Understanding Data Partitioning vs. Sharding: Key Concepts for Effective Data Management

#database #data #programming #sql

The terms data partitioning and data sharding are often used interchangeably, but they have distinct meanings in the context of data management and distributed systems. Here's a breakdown of the differences:

1. Data Partitioning

Definition:

Data partitioning refers to the logical division of a dataset into smaller, more manageable pieces (partitions) based on some criteria. The partitions can exist within a single database or system and are usually designed to improve performance or simplify query processing.

Key Characteristics:

Logical Concept: Partitioning is primarily a logical operation, and the partitions may or may not reside on different physical machines.
Purpose: Typically used to improve query performance, manageability, or efficiency of data within a single system.
Types:
- Horizontal Partitioning: Divides rows into separate partitions. For example, storing customer data based on regions.
- Vertical Partitioning: Divides columns into separate tables. For example, separating frequently accessed columns from rarely accessed ones.
- Range Partitioning: Divides data into ranges (e.g., by date or ID).
- List Partitioning: Groups data into partitions based on discrete values (e.g., categories like "USA," "Canada").
Scope: Typically used within a single database instance or a tightly coupled system.

Example:

Partitioning a sales table into monthly partitions within a PostgreSQL database.

CREATE TABLE sales (
  id SERIAL,
  date DATE NOT NULL,
  amount NUMERIC NOT NULL
) PARTITION BY RANGE (date);

CREATE TABLE sales_2024_01 PARTITION OF sales FOR VALUES FROM ('2024-01-01') TO ('2024-02-01');
CREATE TABLE sales_2024_02 PARTITION OF sales FOR VALUES FROM ('2024-02-01') TO ('2024-03-01');

2. Data Sharding

Definition:

Data sharding refers to the horizontal partitioning of data across multiple physical nodes or servers in a distributed system.

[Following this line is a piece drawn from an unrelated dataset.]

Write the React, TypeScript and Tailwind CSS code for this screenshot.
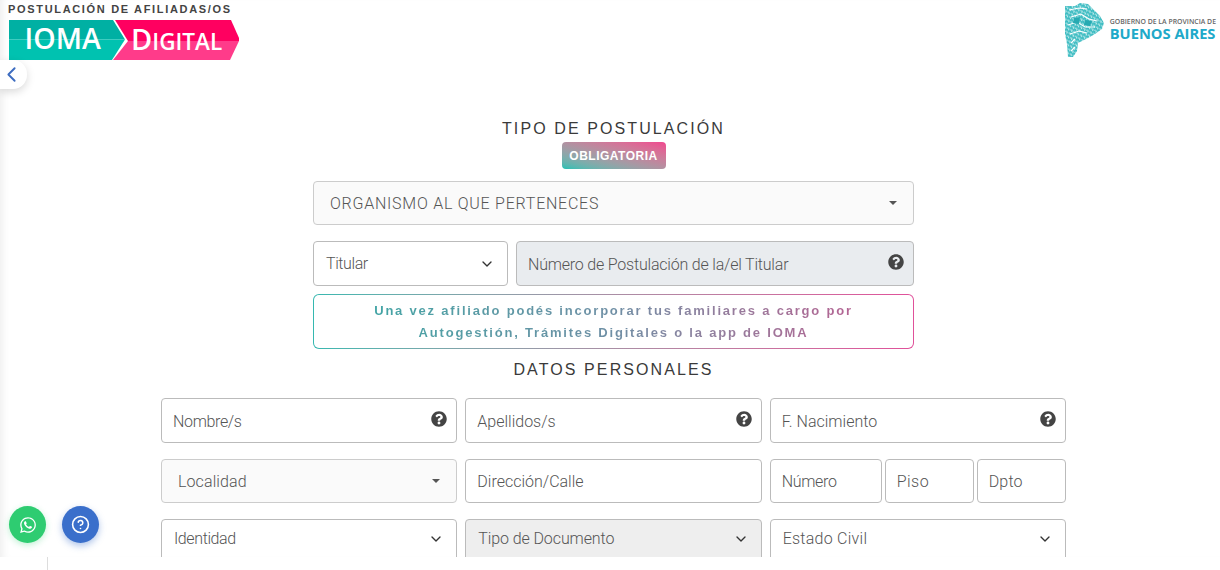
import { ChevronDown, ChevronLeft, CircleHelp } from 'lucide-react';
import { FaQuestionCircle, FaWhatsapp } from 'react-icons/fa';

const roboto = "font-['Roboto',sans-serif] font-light text-[16px] text-[#555]";

function Field({ label, help, className = '' }: { label: string; help?: boolean; className?: string }) {
  return (
    <div className={`relative flex items-center rounded border border-[#bbb] pl-[11px] pt-[2px] ${roboto} ${className}`}>
      <span>{label}</span>
      {help && <FaQuestionCircle className="absolute right-[9px] top-[12px] text-[16px] text-[#444]" />}
    </div>
  );
}

function Dropdown({ label, className = '' }: { label: string; className?: string }) {
  return (
    <div className={`flex h-[44px] items-center justify-between rounded border border-[#ccc] bg-[#fafafa] pl-[16px] ${roboto} ${className}`}>
      <span className="pt-[2px]">{label}</span>
      <span className="mr-[16px] h-0 w-0 border-x-[4px] border-t-[4px] border-x-transparent border-t-[#555]" />
    </div>
  );
}

function NativeSelect({ label, className = '' }: { label: string; className?: string }) {
  return (
    <div className={`flex h-[45px] items-center justify-between rounded border border-[#bbb] px-[12px] ${roboto} ${className}`}>
      <span>{label}</span>
      <ChevronDown size={16} strokeWidth={2} className="text-[#333]" />
    </div>
  );
}

function IomaLogo() {
  return (
    <svg width="230" height="40" viewBox="0 0 230 40" className="block">
      <polygon points="0,0 104,0 116,19.5 0,19.5" fill="#00b0a3" />
      <polygon points="0,19.5 116,19.5 103,40 0,40" fill="#00c2b0" />
      <polygon points="106,0 222,0 230,18 230,21 119,21" fill="#ff0060" />
      <polygon points="119,21 230,21 221,40 104,40" fill="#ff3b8a" />
      <text x="15.5" y="29" fontFamily="'Open Sans', sans-serif" fontWeight="600" fontSize="28.5" fill="#fff">IOMA</text>
      <text x="122" y="29.5" fontFamily="'Open Sans', sans-serif" fontWeight="600" fontSize="29" fill="#fff">
        D<tspan fontSize="22.5">IGITAL</tspan>
      </text>
    </svg>
  );
}

function BaLogo() {
  return (
    <div className="flex items-start">
      <svg width="40" height="57" viewBox="0 0 40 57" className="block">
        <defs>
          <pattern id="mapa" width="3.6" height="3.6" patternUnits="userSpaceOnUse" patternTransform="rotate(28)">
            <rect width="3.6" height="3.6" fill="#3dbcc2" />
            <path d="M0 1h2.4v1.8" fill="none" stroke="#e4f6f6" strokeWidth="0.8" />
          </pattern>
        </defs>
        <path
          d="M0 5 L10 5 L15 2 L23 3 L28 8 L35 15 L39 22 L37 28 L30 33 L23 37 L13 42 L12 50 L8 56 L3 56 L2 43 L0 33 Z"
          fill="url(#mapa)"
        />
        <path
          d="M4 9 L14 7 L22 8 M6 16 L16 13 L24 18 L32 20 M3 24 L12 21 L20 26 L30 26 M5 33 L14 30 L22 32 M6 42 L10 38 M6 50 L10 46"
          fill="none"
          stroke="#fff"
          strokeWidth="1.1"
        />
        <path d="M9 17 L15 16 L14 23 L8 22 Z M20 19 L27 20 L25 25 L19 24 Z" fill="#27aab2" />
      </svg>
      <div className="ml-[5px] mt-[16px] flex flex-col font-['Open_Sans',sans-serif]">
        <span className="whitespace-nowrap text-[6.9px] font-semibold leading-[9px] text-[#666]">GOBIERNO DE LA PROVINCIA DE</span>
        <span className="whitespace-nowrap text-[14.7px] font-bold leading-[14px] text-[#20a9c9]">BUENOS AIRES</span>
      </div>
    </div>
  );
}

export default function App() {
  return (
    <div className="relative h-[570px] w-[1220px] overflow-hidden bg-white">
      <div className="relative h-[557px] overflow-hidden shadow-[inset_8px_0_8px_-6px_rgba(0,0,0,0.08)]">
        <header className="flex justify-between pl-[8px] pr-[4px]">
          <div>
            <h1 className="mt-[2px] whitespace-nowrap font-['Liberation_Sans',sans-serif] text-[11px] font-bold leading-[14px] tracking-[1.67px] text-[#444]">
              POSTULACIÓN DE AFILIADAS/OS
            </h1>
            <div className="ml-px mt-[4px]">
              <IomaLogo />
            </div>
          </div>
          <div className="mt-px">
            <BaLogo />
          </div>
        </header>

        <main className="mt-[60px] flex flex-col items-center pl-[7px]">
          <h2 className="font-['Liberation_Sans',sans-serif] text-[16px] leading-[18px] tracking-[2.1px] text-[#3a3a3a]">TIPO DE POSTULACIÓN</h2>
          <span className="mt-[4px] flex h-[27px] w-[104px] items-center justify-center rounded bg-gradient-to-tr from-[#0cc0b4] to-[#f0468f] font-['Liberation_Sans',sans-serif] text-[12px] font-bold tracking-[0.5px] text-white">
            OBLIGATORIA
          </span>

          <div className="mt-[12px] flex w-[601px] flex-col">
            <Dropdown label="ORGANISMO AL QUE PERTENECES" className="tracking-[0.75px]" />
            <div className="mt-[16px] flex gap-2">
              <NativeSelect label="Titular" className="w-[195px] tracking-[-0.4px]" />
              <Field label="Número de Postulación de la/el Titular" help className="h-[45px] flex-1 bg-[#e9ecef] tracking-[-0.2px]" />
            </div>
            <div className="mt-[8px] rounded-[6px] bg-gradient-to-r from-[#35b8b0] to-[#e0509a] p-px">
              <p className="flex h-[53px] flex-col justify-center rounded-[5px] bg-white text-center font-['Liberation_Sans',sans-serif] text-[13px] font-bold leading-[22px] tracking-[1.8px]">
                <span className="bg-gradient-to-r from-[#2da9a5] via-[#6f8fa5] to-[#c0558f] bg-clip-text text-transparent">
                  Una vez afiliado podés incorporar tus familiares a cargo por
                  <br />
                  Autogestión, Trámites Digitales o la app de IOMA
                </span>
              </p>
            </div>
          </div>

          <h2 className="mt-[12px] font-['Liberation_Sans',sans-serif] text-[16px] leading-[18px] tracking-[2.1px] text-[#3a3a3a]">DATOS PERSONALES</h2>

          <div className="mt-[19px] grid w-[905px] grid-cols-3 gap-x-2 gap-y-4">
            <Field label="Nombre/s" help className="h-[45px] tracking-[-0.35px]" />
            <Field label="Apellidos/s" help className="h-[45px]" />
            <Field label="F. Nacimiento" help className="h-[45px]" />
            <Dropdown label="Localidad" className="tracking-[0.1px]" />
            <Field label="Dirección/Calle" className="h-[44px]" />
            <div className="flex gap-[3px]">
              <Field label="Número" className="h-[44px] w-[112px] tracking-[-0.3px]" />
              <Field label="Piso" className="h-[44px] w-[89px] tracking-[0.5px]" />
              <Field label="Dpto" className="h-[44px] w-[89px] tracking-[0.2px]" />
            </div>
            <NativeSelect label="Identidad" className="pb-[6px] tracking-[-0.4px]" />
            <NativeSelect label="Tipo de Documento" className="bg-[#eee] pb-[6px] tracking-[-0.1px]" />
            <NativeSelect label="Estado Civil" className="pb-[6px] tracking-[0.25px]" />
          </div>
        </main>

        <button className="absolute left-0 top-[60px] flex h-[29px] w-[27px] items-center rounded-r-[14px] bg-white shadow-[0_3px_8px_rgba(0,0,0,0.15)]">
          <ChevronLeft size={25} strokeWidth={1.8} className="-ml-px text-[#3d6cc0]" />
        </button>
        <button className="absolute left-[9px] top-[506px] flex h-[37px] w-[37px] items-center justify-center rounded-full bg-[#2ecc71] text-white shadow-[0_2px_6px_rgba(46,204,113,0.3)]">
          <FaWhatsapp size={18} />
        </button>
        <button className="absolute left-[62px] top-[506px] flex h-[37px] w-[37px] items-center justify-center rounded-full bg-[#3a6fcb] text-white shadow-[0_3px_7px_rgba(58,111,203,0.4)]">
          <CircleHelp size={19} strokeWidth={2} />
        </button>
      </div>
      <div className="ml-[47px] h-[13px] w-px bg-[#ddd]" />
    </div>
  );
}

Each "shard" is a self-contained database that stores a subset of the data.

Key Characteristics:

Physical and Logical: Sharding involves both logical division of data and physical distribution across multiple nodes.
Purpose: Primarily designed for scalability and fault tolerance in distributed systems. It allows the system to handle large datasets or high query loads by distributing data and traffic across multiple servers.
Shard Key: Sharding requires a shard key to determine how data is distributed across shards. This key must balance data distribution and query performance.
Independent Databases: Each shard operates independently and can scale separately.
Scope: Used in distributed systems like NoSQL databases (MongoDB, Elasticsearch) or distributed SQL databases.

Example:

A users collection in MongoDB sharded across three servers by the user_id.

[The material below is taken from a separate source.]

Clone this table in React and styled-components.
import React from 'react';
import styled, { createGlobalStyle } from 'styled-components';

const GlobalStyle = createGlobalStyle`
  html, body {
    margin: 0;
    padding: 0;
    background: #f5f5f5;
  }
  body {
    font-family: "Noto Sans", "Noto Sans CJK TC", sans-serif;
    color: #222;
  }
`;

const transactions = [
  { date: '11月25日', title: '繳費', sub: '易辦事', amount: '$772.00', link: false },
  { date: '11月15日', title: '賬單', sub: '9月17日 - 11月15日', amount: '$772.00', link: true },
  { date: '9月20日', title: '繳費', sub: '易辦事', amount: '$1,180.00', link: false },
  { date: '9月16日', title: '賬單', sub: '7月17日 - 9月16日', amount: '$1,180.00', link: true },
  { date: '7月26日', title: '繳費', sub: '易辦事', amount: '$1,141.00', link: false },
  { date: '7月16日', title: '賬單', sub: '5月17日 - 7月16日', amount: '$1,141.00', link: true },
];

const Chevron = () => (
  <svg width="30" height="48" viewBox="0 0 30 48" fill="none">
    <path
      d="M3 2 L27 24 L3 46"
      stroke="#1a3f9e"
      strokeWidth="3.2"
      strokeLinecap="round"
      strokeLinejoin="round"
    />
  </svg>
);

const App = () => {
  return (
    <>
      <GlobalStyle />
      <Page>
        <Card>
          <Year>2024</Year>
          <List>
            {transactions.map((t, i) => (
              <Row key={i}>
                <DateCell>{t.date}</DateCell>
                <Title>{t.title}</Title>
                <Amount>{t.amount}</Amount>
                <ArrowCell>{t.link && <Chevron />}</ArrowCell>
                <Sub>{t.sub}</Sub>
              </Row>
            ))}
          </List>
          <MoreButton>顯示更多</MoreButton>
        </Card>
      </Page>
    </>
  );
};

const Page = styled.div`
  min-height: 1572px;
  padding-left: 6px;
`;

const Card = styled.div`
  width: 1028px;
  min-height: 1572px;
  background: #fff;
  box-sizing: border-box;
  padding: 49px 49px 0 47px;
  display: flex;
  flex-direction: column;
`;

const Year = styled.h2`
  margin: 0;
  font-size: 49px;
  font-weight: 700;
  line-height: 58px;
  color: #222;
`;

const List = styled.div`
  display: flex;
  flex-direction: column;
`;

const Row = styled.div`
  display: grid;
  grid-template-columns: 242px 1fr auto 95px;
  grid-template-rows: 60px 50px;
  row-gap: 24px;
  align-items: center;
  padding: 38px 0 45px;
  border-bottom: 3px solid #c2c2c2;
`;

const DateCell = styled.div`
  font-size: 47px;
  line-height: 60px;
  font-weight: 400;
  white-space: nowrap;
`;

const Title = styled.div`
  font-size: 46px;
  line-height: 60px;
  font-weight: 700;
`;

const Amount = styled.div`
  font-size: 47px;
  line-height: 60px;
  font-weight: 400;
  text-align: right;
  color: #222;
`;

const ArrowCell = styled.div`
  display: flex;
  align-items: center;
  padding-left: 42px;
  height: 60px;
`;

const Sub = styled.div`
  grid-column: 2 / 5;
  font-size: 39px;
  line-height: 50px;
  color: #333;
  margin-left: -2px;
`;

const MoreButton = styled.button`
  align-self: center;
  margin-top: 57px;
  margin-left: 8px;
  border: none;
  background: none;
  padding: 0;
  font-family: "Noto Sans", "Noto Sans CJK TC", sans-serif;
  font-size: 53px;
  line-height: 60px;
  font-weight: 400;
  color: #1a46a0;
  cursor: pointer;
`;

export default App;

Shard 1: user_id from 1 to 10,000.
Shard 2: user_id from 10,001 to 20,000.
Shard 3: user_id from 20,001 onward.

Sharding configuration in MongoDB:

db.adminCommand({
  shardCollection: "mydb.users",
  key: { user_id: 1 }
});

Key Differences Between Partitioning and Sharding

Aspect	Partitioning	Sharding
Definition	Logical division of data into partitions.	Horizontal partitioning + physical distribution across nodes.
Scope	Usually within a single database system.	Across multiple physical servers in a distributed system.
Purpose	Optimize query performance and manageability.	Achieve scalability and fault tolerance for large datasets.
Physical Location	Partitions may reside on the same machine.	Shards are distributed across different machines.
Independence	Partitions are part of the same database.	Shards are independent databases or nodes.
Use Cases	Range partitioning in a single DB (e.g., PostgreSQL).	Distributed NoSQL/SQL systems (e.g., MongoDB, Elasticsearch).

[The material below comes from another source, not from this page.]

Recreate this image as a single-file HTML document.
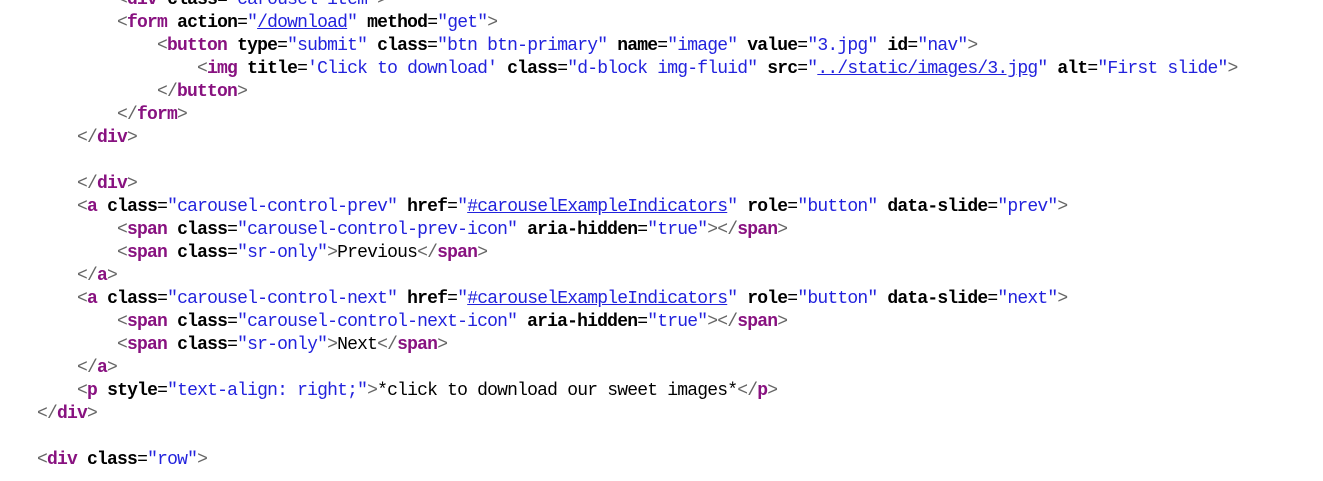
<html><head><style>
body{margin:0;background:#fff;width:1323px;height:481px;overflow:hidden;position:relative}
.c{position:absolute;top:-11px;left:37px;font-family:"Liberation Mono",monospace;font-size:18px;letter-spacing:-0.8px;line-height:23px;white-space:pre;color:#000}
.b{color:#666}.t{color:#881280;font-weight:bold}.a{font-weight:bold;color:#000}.v{color:#2222dd}.u{text-decoration:underline}
</style></head><body><div class="c"><span class="b">        &lt;</span><span class="t">div</span> <span class="a">class</span>=<span class="v">"carousel-item"</span><span class="b">&gt;</span>
        <span class="b">&lt;</span><span class="t">form</span> <span class="a">action</span>=<span class="v">"<span class="u">/download</span>"</span> <span class="a">method</span>=<span class="v">"get"</span><span class="b">&gt;</span>
            <span class="b">&lt;</span><span class="t">button</span> <span class="a">type</span>=<span class="v">"submit"</span> <span class="a">class</span>=<span class="v">"btn btn-primary"</span> <span class="a">name</span>=<span class="v">"image"</span> <span class="a">value</span>=<span class="v">"3.jpg"</span> <span class="a">id</span>=<span class="v">"nav"</span><span class="b">&gt;</span>
                <span class="b">&lt;</span><span class="t">img</span> <span class="a">title</span>=<span class="v">'Click to download'</span> <span class="a">class</span>=<span class="v">"d-block img-fluid"</span> <span class="a">src</span>=<span class="v">"<span class="u">../static/images/3.jpg</span>"</span> <span class="a">alt</span>=<span class="v">"First slide"</span><span class="b">&gt;</span>
            <span class="b">&lt;/</span><span class="t">button</span><span class="b">&gt;</span>
        <span class="b">&lt;/</span><span class="t">form</span><span class="b">&gt;</span>
    <span class="b">&lt;/</span><span class="t">div</span><span class="b">&gt;</span>

<span class="b">    &lt;/</span><span class="t">div</span><span class="b">&gt;</span>
    <span class="b">&lt;</span><span class="t">a</span> <span class="a">class</span>=<span class="v">"carousel-control-prev"</span> <span class="a">href</span>=<span class="v">"<span class="u">#carouselExampleIndicators</span>"</span> <span class="a">role</span>=<span class="v">"button"</span> <span class="a">data-slide</span>=<span class="v">"prev"</span><span class="b">&gt;</span>
        <span class="b">&lt;</span><span class="t">span</span> <span class="a">class</span>=<span class="v">"carousel-control-prev-icon"</span> <span class="a">aria-hidden</span>=<span class="v">"true"</span><span class="b">&gt;&lt;/</span><span class="t">span</span><span class="b">&gt;</span>
        <span class="b">&lt;</span><span class="t">span</span> <span class="a">class</span>=<span class="v">"sr-only"</span><span class="b">&gt;</span>Previous<span class="b">&lt;/</span><span class="t">span</span><span class="b">&gt;</span>
    <span class="b">&lt;/</span><span class="t">a</span><span class="b">&gt;</span>
    <span class="b">&lt;</span><span class="t">a</span> <span class="a">class</span>=<span class="v">"carousel-control-next"</span> <span class="a">href</span>=<span class="v">"<span class="u">#carouselExampleIndicators</span>"</span> <span class="a">role</span>=<span class="v">"button"</span> <span class="a">data-slide</span>=<span class="v">"next"</span><span class="b">&gt;</span>
        <span class="b">&lt;</span><span class="t">span</span> <span class="a">class</span>=<span class="v">"carousel-control-next-icon"</span> <span class="a">aria-hidden</span>=<span class="v">"true"</span><span class="b">&gt;&lt;/</span><span class="t">span</span><span class="b">&gt;</span>
        <span class="b">&lt;</span><span class="t">span</span> <span class="a">class</span>=<span class="v">"sr-only"</span><span class="b">&gt;</span>Next<span class="b">&lt;/</span><span class="t">span</span><span class="b">&gt;</span>
    <span class="b">&lt;/</span><span class="t">a</span><span class="b">&gt;</span>
    <span class="b">&lt;</span><span class="t">p</span> <span class="a">style</span>=<span class="v">"text-align: right;"</span><span class="b">&gt;</span>*click to download our sweet images*<span class="b">&lt;/</span><span class="t">p</span><span class="b">&gt;</span>
<span class="b">&lt;/</span><span class="t">div</span><span class="b">&gt;</span>

<span class="b">&lt;</span><span class="t">div</span> <span class="a">class</span>=<span class="v">"row"</span><span class="b">&gt;</span></div></body></html>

When to Use Partitioning vs. Sharding

Use Partitioning When:

You're dealing with a single database system and want to improve query performance.
Your data can be divided logically but doesn’t exceed the capacity of a single machine.
Examples:
- Time-based partitioning for logs or transactions.
- Column partitioning to optimize access patterns for frequently used fields.

Use Sharding When:

Your dataset has grown too large for a single database or server.
You need to distribute data across multiple nodes to handle high query loads or large-scale data storage.
Your application requires scalability and fault tolerance.
Examples:
- Distributing user profiles across servers in a social media app.
- Scaling a search engine (e.g., Elasticsearch).

Combination of Partitioning and Sharding

Partitioning and sharding can also be used together. For example:

Partition data within a single shard (e.g., time-based partitions in a PostgreSQL database).
Then shard the database across multiple servers (e.g., sharding based on user regions or IDs).

This combination is often used in large-scale systems to balance performance and scalability.